The complications come when the courts haven’t, or haven’t yet, ruled on the subject at hand. In that situation, shouldn’t the president – who swears to “preserve, protect, and defend” the Constitution – follow his own sincere beliefs about what the Constitution requires? Well, yes and no. It depends on how unclear the issue really is and how plausible is the president’s interpretation. A president shouldn’t force the courts to rule again and again on some issue because the specific facts of each case are slightly different. More than that: After 220 years of constitutional interpretation, the doctrines are pretty thick on the ground. As a general rule, even on some novel issue, the president ought to follow the Constitution as he sincerely imagines that the courts will see it, rather than as he wishes they would see it. On the other hand, even the Supreme Court does change its mind occasionally. And the president, like anyone else, has the right to present a test case. But this is a right best used sparingly.

Bottom line: It is not necessarily an outrage for the president to run the government according to his own interpretation of the Constitution. It is certainly not an outrage for the president to simply state his view and then do nothing about it. Legitimate outrage comes when the president acts in flagrant violation of the Constitution, defending his actions unconvincingly, disingenuously or not at all. And Bush has offered plenty of grist for this mill in his assertion of the right to kidnap people off the streets, keep them locked up for years without a trial or even a public acknowledgment of their existence, to torture them, and so on. But nailing Bush simply for stating his views on a constitutional issue, without even asking whether those views are right or wrong, is wrong.
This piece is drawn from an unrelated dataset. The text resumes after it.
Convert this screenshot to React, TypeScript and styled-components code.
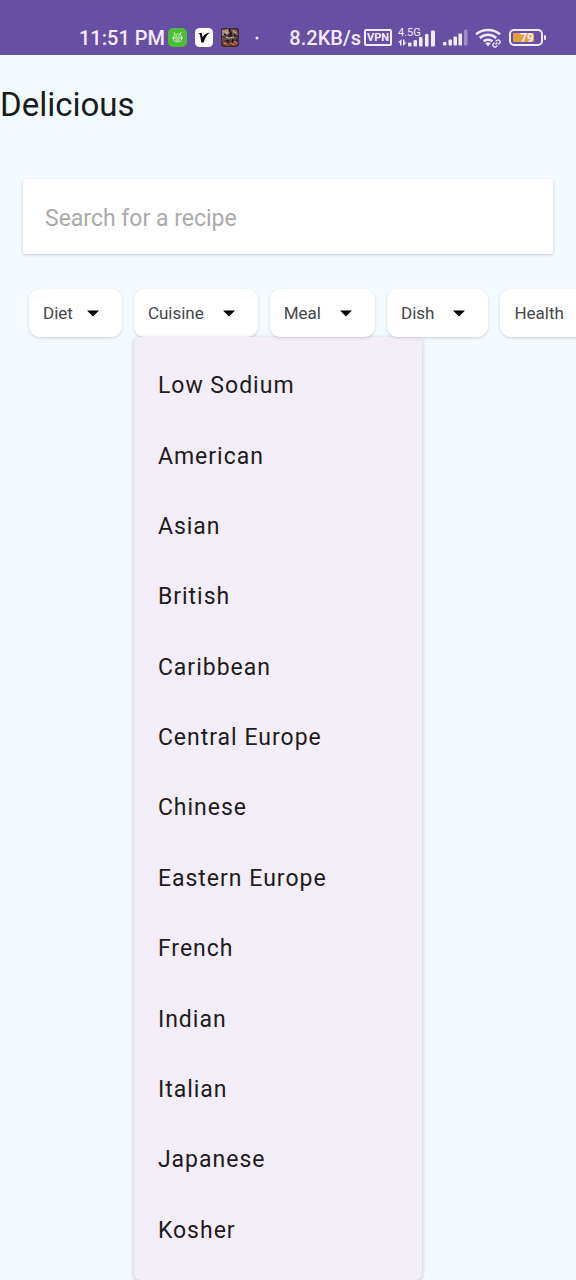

It’s wrong especially when contrasted with another current fever running through the nation’s editorial pages: the ongoing issue of leaks and anonymous sources. Many in the media believe that the Constitution contains a “reporter’s privilege” to protect the identity of sources in circumstances, such as a criminal trial, in which citizens ordinarily can be compelled to produce information or go to jail. The Supreme Court and lower courts have ruled and ruled again that there is no such privilege. And it certainly is not obvious that the First Amendment, which seems to be about the right to speak, actually protects a right not to speak. Yet many in the media believe that it does, and moreover they believe passionately that it is not merely okay but profoundly noble to follow their own interpretation and ignore the Supreme Court’s.

Why must the president obey constitutional interpretations he disagrees with if journalists don’t have to?

Last Sunday, same day as the Globe piece, the New York Times had a front-page article about the other shoe waiting to drop in these leak cases. The Bush administration may go beyond forcing journalists to testify about the sources of leaks. It may start to prosecute journalists themselves as recipients of illegal leaks. As with the Globe story, this turns out to be a matter of pugnacious noises by the Bush administration. Actual prosecutions of journalists for receiving or publishing leaks are “unknown,” the Times article concedes. But this could change at any moment.

Well, maybe. And maybe journalists are right in their sincere belief that the Constitution should protect them in such a case. But who wants to live in a society where every citizen and government official feels free to act according to his or her own personal interpretation of the Constitution, even after the Supreme Court has specifically said that this interpretation is wrong? President Bush would actually top my list of people I don’t want wandering through the text and getting fancy ideas. But why should he stay out of the “I say what’s constitutional around here” game if his tormentors in the media are playing it?